Accepting that he’s right about which came earlier, couldn’t he have written an equally critical post, with IMO *better* justification, if the order were reversed, and USA Today changed from “tear gas” to “order”? The “order” version of the headline seems to me to be both less factual and more euphemistic.
As I said, there’s a lot of good work on this blog, but there’s also a certain amount of Rorschach-blotting of random media tidbits into its preferred narrative.
Interesting that there seems to be a story coming out of Bagdad in the column on the right (it is cutoff so it is hard to determine the exact content of that story). If one did not know better, and did not notice the vertical line separating the Bagdad story from the photo of Ferguson, one might think the picture was related to that Bagdad story.

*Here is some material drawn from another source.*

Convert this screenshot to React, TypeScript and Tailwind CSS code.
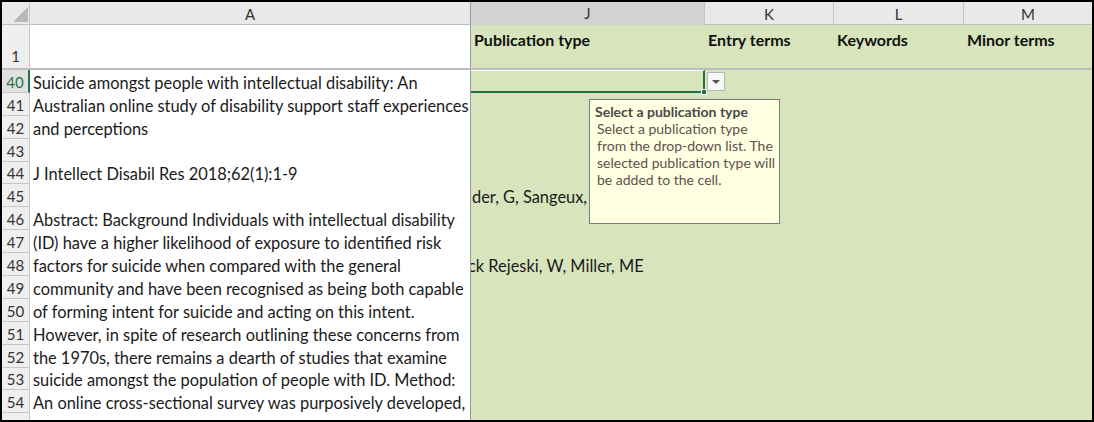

The US is the most frightening and problematic government that has ever existed, Rome notwithstanding I think.
Placing a sniper on an armored car who aims his automatic weapon at individuals who are protesting sends the message to the oppressed, “defy us and we will kill you”. Look out America, this is just the beginning. Homeland Security recently bought millions and millions of hollow point bullets. It will be aimed at us.
I agree with Martin. The 0.1 percent are now in complete control of the government and the media.They’ll soon need military weapons to control the masses and they know it. Cops in camouflage? Tanks on Main Street? Hand grenades and semiautomatic rifles? Look out America indeed.
Peter Hart continually shows he has zero understanding of how a newspaper is published. The headline’s changed to fit the space. There’s no grand conspiracy at play here, with the USA Today suddenly “taking sides” with the Ferguson police. I’d suggest you gain a better understanding of the business. These posts are incredibly misleading.
The headline’s changed to fit the space. – Jason
Ah? Really? And how is the space changed, such that the headlines needed restructuring to fit? Seems like the same size space, in the same place as the other? Perhaps sir, your just another troll from the lame stream media being paid to run around and put obfuscating statements in to make it look like the Lame Stream Media is not playing games.
Or perhaps, if you actually read the whole article you would have seen this.’ To be fair, the paper’s story appears to have been written before the events of last night, which appeared by many accounts to be an escalation. – Peter’
It still stands that there was more than enough evidence that the headline was problematic on it’s own.
hahaha, typical of the commenters here, you just lob idiocy in place of having any real facts. The treatment is totally different. The article is rewritten. Look at the two pages. Headlines are routinely changed per edition based on changes in layout — which clearly happened here. If the paper was “playing games,” as you put it, why would the second treatment include the damning stats about police stops, searches and arrests? There’s plenty to complain about with the media’s coverage of Ferguson, but just taking snapshots of front pages and judging a paper’s position on the events based on a routine change in headlines is simply misleading. That said, it’s typical of what FAIR does, which is to fail to offer broader context while focusing on small incidents that fit the editors’ worldview — sounds an awful lot like the Lame Stream Media, doesn’t it?
That said, it’s typical of what FAIR does, which is to fail to offer broader context while focusing on small incidents that fit the editors’ worldview — sounds an awful lot like the Lame Stream Media, doesn’t it?
No, what is sounds like is we have someone (like you) who is here, trying to marginalize everything that FAIR says or does, simply to protect the Corporate Lords and Masters. Several of you come up with your own lame excuses for the corporate media, and then claim that “no one knows the trouble I’ve seen”. Since your the one taking one single incident out of context (over the years FAIR has consistently called the papers on such things) and trying to make it sound like the only reason the headlines change is because some of something as stupid as the “font” or the point size. The papers are not going to change in size from one minute to the next as the corporation buy the paper by the ton lots, and if the ‘size of the paper changes’ it dramatically changes the operations of the presses. Any “differences” in paper is going to be in the single mil’s, not so significant that a computer operated typesetting machine is going to have re -manufacture the entire headline; not to mention there is 35 characters in the first headline, and 35 characters in the second, in other words it’s the same number of characters and the same amount of space in both papers.
So, talk about misleading, yes, you are. I think your misleading the people here in trying to convince us that your somehow ‘not’ connected to the blog trolls of the lame stream media.
Talk about changing the subject. Who said anything about the point size and printing press. That’s irrelevant. The story was rewritten. The layout was changed. It’s standard for the copy editor to write a new headline, especially with USA Today’s national distribution system — you could easily have editions all over the country with different headlines depending on what time that edition was put out. Other than that, you continue with idiotic claims you can’t prove and grammatical mistakes that would suggest “your” education ended prematurely. Troll.